Singer Cesária Évora lifted Cape Verde's little-known blues, <em>morna</em>, beyond the island and into the international world of music.
VALERY HACHE
/
AFP/Getty Images
Singer Cesária Évora lifted Cape Verde's little-known blues, morna, beyond the island and into the international world of music.

This essay is one in a series celebrating deserving artists or albums not included on NPR Music's list of 150 Greatest Albums Made By Women.

If there were ever a voice that embodied that of a siren, a voice that could seduce, sadden and soothe with its elegance, it was Cesária Évora's. It was the voice that lifted Cape Verde's little-known blues, morna, beyond the island and into the international world of music. In 1995, Évora's years of living and singing the blues culminated in Cesária, an album that cemented the importance of Évora, and morna, in world music.

As with the greatest blues singers of all time, the knowing and sensitivity Évora brought to morna was lived, not sought after. She was born in Mindelo, a port city on the island of São Vicente. Her musician father died when she was a young girl; Évora's mother, unable to care for her, placed her in an orphanage soon after. By the age of 16, Évora was already world-weary: swigging scotch, burning through cigarettes and captivating patrons with songs of loss in tiny Cape Verde taverns.

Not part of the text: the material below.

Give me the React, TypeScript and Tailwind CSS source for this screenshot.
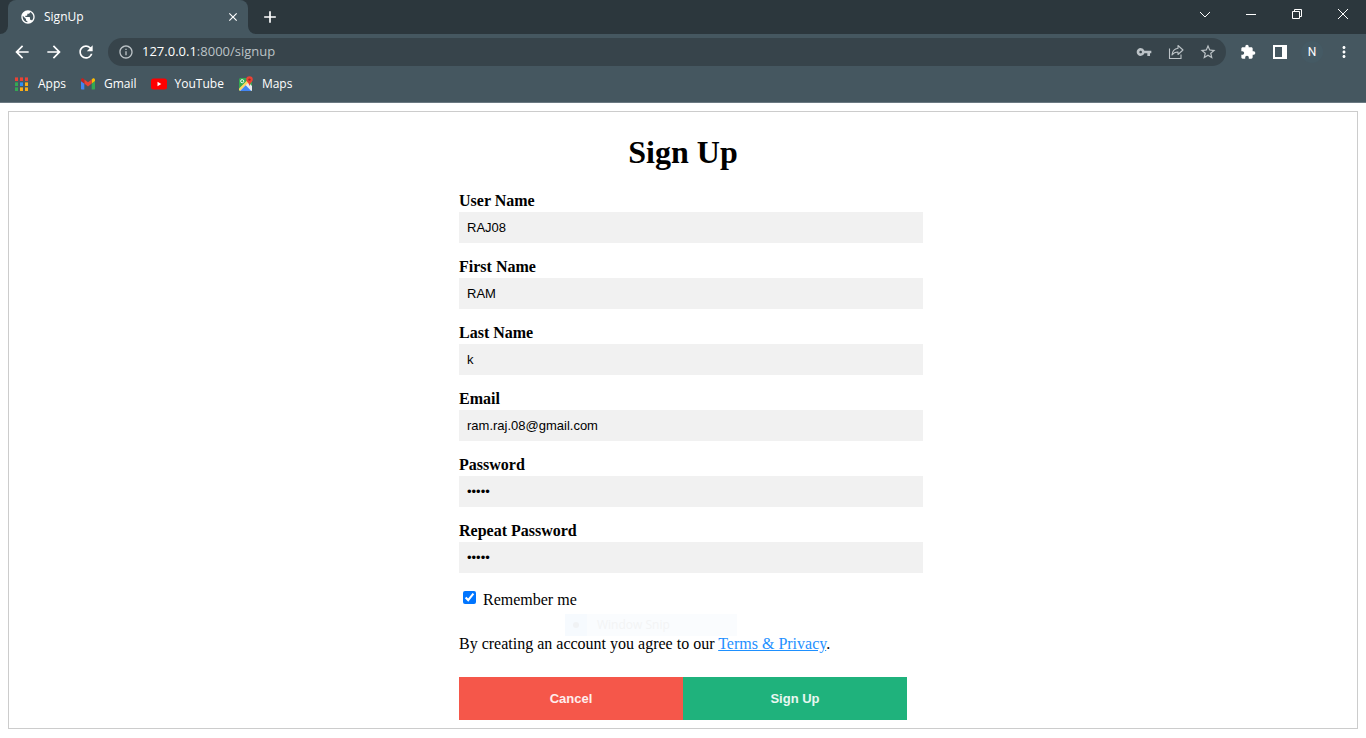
import { useState, type ReactNode } from "react";
import {
  MdArrowBack,
  MdArrowForward,
  MdClose,
  MdExtension,
  MdInfoOutline,
  MdMoreVert,
  MdPublic,
  MdAdd,
  MdRefresh,
  MdStarBorder,
  MdVpnKey,
} from "react-icons/md";

function AppsIcon() {
  const rows = [
    ["#ea4335", "#ea4335", "#ea4335"],
    ["#34a853", "#2f8df5", "#fbae17"],
    ["#34a853", "#fbae17", "#fbae17"],
  ];
  return (
    <svg width="16" height="16" viewBox="0 0 16 16" shapeRendering="crispEdges" aria-hidden="true">
      {rows.map((row, y) =>
        row.map((fill, x) => (
          <g key={`${x}-${y}`}>
            <rect x={1 + x * 5} y={1 + y * 5} width="3" height="1" fill={fill} opacity="0.6" />
            <rect x={1 + x * 5} y={2 + y * 5} width="3" height="3" fill={fill} />
          </g>
        )),
      )}
    </svg>
  );
}

function GmailIcon() {
  return (
    <svg width="16" height="16" viewBox="0 0 16 16" aria-hidden="true">
      <path d="M2 13.500h2.300V7.600L1 5.100v7.400c0 .6.4 1 1 1z" fill="#4285f4" />
      <path d="M11.700 13.500H14c.6 0 1-.4 1-1V5.100l-3.300 2.500z" fill="#34a853" />
      <path d="M11.700 3.500v4.100L15 5.100V3.900c0-1.400-1.500-2-2.500-1.200z" fill="#fbbc04" />
      <path d="M4.300 7.600V3.500L8 6.300l3.700-2.800v4.100L8 10.400z" fill="#ea4335" />
      <path d="M1 3.900v1.200l3.300 2.500V3.500l-.8-.8C2.500 1.900 1 2.500 1 3.900z" fill="#c5221f" />
    </svg>
  );
}

function YouTubeIcon() {
  return (
    <svg width="16" height="16" viewBox="0 0 16 16" aria-hidden="true">
      <rect x="0" y="2.500" width="16" height="11" rx="2.500" fill="#ff0000" />
      <path d="M6.500 5.800v4.400L10.300 8z" fill="#fff" />
    </svg>
  );
}

function MapsIcon() {
  return (
    <svg width="16" height="16" viewBox="0 0 16 16" aria-hidden="true">
      <rect x="1" y="2" width="13" height="13" rx="1.500" fill="#34a853" />
      <path d="M1.500 14.500 10 6l4 4v4c0 .6-.4 1-1 1H2.500z" fill="#e8eaed" />
      <path d="M1 14v-1.500L9.500 4l1.500 2-9 8.800z" fill="#fdd663" />
      <path d="M2 15l5.700-5.700L13.300 15z" fill="#4285f4" />
      <circle cx="4.200" cy="5.200" r="1.600" fill="none" stroke="#fff" strokeWidth="0.900" />
      <path d="M11.500.3a3.300 3.300 0 0 0-3.300 3.300c0 2.300 2.600 3 3.300 6.600.7-3.600 3.300-4.300 3.300-6.600A3.300 3.300 0 0 0 11.500.3z" fill="#ea4335" />
      <circle cx="11.500" cy="3.600" r="1.200" fill="#9f2b22" />
    </svg>
  );
}

function ShareIcon() {
  return (
    <svg width="16" height="16" viewBox="0 0 16 16" fill="none" stroke="currentColor" strokeWidth="1.100" aria-hidden="true">
      <path d="M1.500 4.500v10h11.500v-4" />
      <path d="M10 1.500 15 6l-5 4.500V8c-2.800 0-4.600.9-6 3 .3-3.600 2.300-6.300 6-6.800z" strokeLinejoin="round" />
    </svg>
  );
}

function IconButton({ label, children }: { label: string; children: ReactNode }) {
  return (
    <button type="button" aria-label={label} className="flex size-8 shrink-0 items-center justify-center">
      {children}
    </button>
  );
}

function WindowButton({ label, path }: { label: string; path: string }) {
  return (
    <button type="button" aria-label={label} className="flex h-7 w-[46px] items-center justify-center">
      <svg width="12" height="12" viewBox="0 0 12 12" fill="none" stroke="#fff" strokeWidth="1" aria-hidden="true">
        <path d={path} />
      </svg>
    </button>
  );
}

function TabStrip() {
  return (
    <div className="flex h-[34px] items-start justify-between bg-[#2c373d] pl-2">
      <div className="flex h-full items-center">
        <div className="relative flex h-full w-60 items-center gap-2 rounded-t-lg bg-[#455760] px-3">
          <svg className="absolute bottom-0 -left-2" width="8" height="8" viewBox="0 0 8 8" aria-hidden="true">
            <path d="M8 0v8H0a8 8 0 0 0 8-8z" fill="#455760" />
          </svg>
          <svg className="absolute -right-2 bottom-0" width="8" height="8" viewBox="0 0 8 8" aria-hidden="true">
            <path d="M0 0v8h8a8 8 0 0 1-8-8z" fill="#455760" />
          </svg>
          <MdPublic size={16} />
          <span className="flex-1">SignUp</span>
          <button type="button" aria-label="Close tab" className="-mr-1">
            <MdClose size={14} />
          </button>
        </div>
        <button type="button" aria-label="New tab" className="ml-3">
          <MdAdd size={20} />
        </button>
      </div>
      <div className="flex">
        <WindowButton label="Search tabs" path="M1 4l5 5 5-5" />
        <WindowButton label="Minimize" path="M1 6.500h10" />
        <WindowButton label="Restore" path="M1.500 3.500h7v7h-7zM3.500 3.500v-2h7v7h-2" />
        <WindowButton label="Close" path="M1 1l10 10M11 1L1 11" />
      </div>
    </div>
  );
}

function Toolbar() {
  return (
    <div className="flex h-9 items-center px-[6px]">
      <IconButton label="Back"><MdArrowBack size={20} /></IconButton>
      <IconButton label="Forward"><MdArrowForward size={20} /></IconButton>
      <IconButton label="Reload"><MdRefresh size={20} /></IconButton>
      <div className="mx-[6px] flex h-7 min-w-0 flex-1 items-center rounded-full bg-[#37444b] pr-[2px] pl-[10px] text-[#bcc3c7]">
        <MdInfoOutline size={16} className="shrink-0" />
        <div
          role="textbox"
          aria-label="Address"
          contentEditable
          suppressContentEditableWarning
          className="ml-2 min-w-0 flex-1 truncate text-[13px]"
        >
          <span className="text-white">127.0.0.1</span>
          <span>:8000/signup</span>
        </div>
        <IconButton label="Passwords"><MdVpnKey size={16} /></IconButton>
        <IconButton label="Share"><ShareIcon /></IconButton>
        <IconButton label="Bookmark"><MdStarBorder size={18} /></IconButton>
      </div>
      <IconButton label="Extensions"><MdExtension size={16} /></IconButton>
      <IconButton label="Side panel">
        <svg width="14" height="14" viewBox="0 0 14 14" aria-hidden="true">
          <path d="M0 0h14v14H0zM2 2v10h7V2z" fill="#fff" fillRule="evenodd" />
        </svg>
      </IconButton>
      <IconButton label="Profile">
        <span className="flex size-[22px] items-center justify-center rounded-full bg-[#455a64] font-['Roboto',sans-serif] text-xs">
          N
        </span>
      </IconButton>
      <IconButton label="Menu"><MdMoreVert size={18} /></IconButton>
    </div>
  );
}

const bookmarks = [
  { name: "Apps", icon: <AppsIcon /> },
  { name: "Gmail", icon: <GmailIcon /> },
  { name: "YouTube", icon: <YouTubeIcon /> },
  { name: "Maps", icon: <MapsIcon /> },
];

function Bookmarks() {
  return (
    <nav className="flex h-8 items-center gap-[14px] px-[14px] pb-1">
      {bookmarks.map(({ name, icon }) => (
        <a key={name} href="#" className="flex items-center gap-2">
          {icon}
          {name}
        </a>
      ))}
    </nav>
  );
}

const fields = [
  { id: "username", label: "User Name", type: "text", value: "RAJ08" },
  { id: "firstname", label: "First Name", type: "text", value: "RAM" },
  { id: "lastname", label: "Last Name", type: "text", value: "k" },
  { id: "email", label: "Email", type: "text", value: "ram.raj.08@gmail.com" },
  { id: "password", label: "Password", type: "password", value: "12345" },
  { id: "repeat", label: "Repeat Password", type: "password", value: "12345" },
];

function SignUpForm() {
  const [remember, setRemember] = useState(true);
  return (
    <form className="relative w-[448px] pb-2" onSubmit={(e) => e.preventDefault()}>
      <h1 className="py-5 text-center text-[32px] leading-10 font-bold">Sign Up</h1>
      {fields.map((f) => (
        <div key={f.id} className="mb-[15px]">
          <label htmlFor={f.id} className="block pb-[2px] leading-[18px] font-bold">
            {f.label}
          </label>
          <input
            id={f.id}
            type={f.type}
            defaultValue={f.value}
            className="block h-[31px] w-[464px] bg-[#f1f1f1] px-2 font-['Liberation_Sans',Arial,sans-serif] text-[13px] outline-none"
          />
        </div>
      ))}
      <label className="flex items-start gap-[7px] pt-[2px] pl-1 leading-5">
        <input
          type="checkbox"
          checked={remember}
          onChange={(e) => setRemember(e.target.checked)}
          className="mt-px size-[13px] accent-[#0075ff]"
        />
        Remember me
      </label>
      <p className="pt-6 pb-[23px] leading-5">
        By creating an account you agree to our{" "}
        <a href="#" className="text-[#1e90ff] underline">Terms &amp; Privacy</a>.
      </p>
      <div className="flex font-['Liberation_Sans',Arial,sans-serif] text-[13px] font-bold text-white/90">
        <button type="button" className="h-[43px] flex-1 bg-[#f5574a]">Cancel</button>
        <button type="submit" className="h-[43px] flex-1 bg-[#1fb27c]">Sign Up</button>
      </div>
      <div className="pointer-events-none absolute bottom-[92px] left-[106px] flex h-[22px] w-[172px] items-center bg-[#fafcfe] font-['Open_Sans',sans-serif] text-xs text-[#f3f4f5]">
        <span className="flex h-full w-[22px] items-center justify-center bg-[#f6fafe]">
          <span className="size-[6px] rounded-full bg-[#f0f2f4]" />
        </span>
        <span className="pl-[10px]">Window Snip</span>
      </div>
    </form>
  );
}

export default function App() {
  return (
    <div className="min-h-screen bg-white">
      <header className="border-b border-[#6b7982] bg-[#455760] font-['Open_Sans','Noto_Sans',sans-serif] text-xs text-white">
        <TabStrip />
        <Toolbar />
        <Bookmarks />
      </header>
      <main className="p-2 font-['Liberation_Serif','Times_New_Roman',serif] text-base text-black">
        <div className="flex justify-center border border-[#cccccc]">
          <SignUpForm />
        </div>
      </main>
    </div>
  );
}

She sang in Kriolu, which draws from West African dialects and Portuguese — the language of Cape Verde's former colonizer. Évora had a gift for elevating morna ballads, a style of song whose lyrics address poverty, longing, and most deeply, partings: of both the physical and emotional kind. Her melodic voice conjured the beauty and struggle, melancholy and yearning of life in Cape Verde. Performing without shoes, Évora was often paid with drinks and trivial tips as she performed for the sailors who arrived on the Portuguese cruise ships that docked at Mindelo. Yet her languid vocals and blasé glamour were unforgettable. She would eventually be known as the "barefoot diva" and the queen of morna, both names capturing the humble majesty she evoked.

Decades before seasoned artists such as Sharon Jones and Charles Bradley reached world-wide fame at ages where most musicians had long retired or given up, Évora was "discovered" at the age of 47 by producer José Da Silva while singing in Lisbon. Bana, a Cape Verdean singer (known as the "king of morna") who had found success off the island, wanted to expose Évora, and morna, to a larger audience. So he invited Évora to perform in Portugal. That fateful trip would change her life. But as with much of her career, rightful acclaim would come later: four albums in, to be exact, with 1992's Miss Perfumado. That album made her an international star, and went on to sell 300,000 copies worldwide.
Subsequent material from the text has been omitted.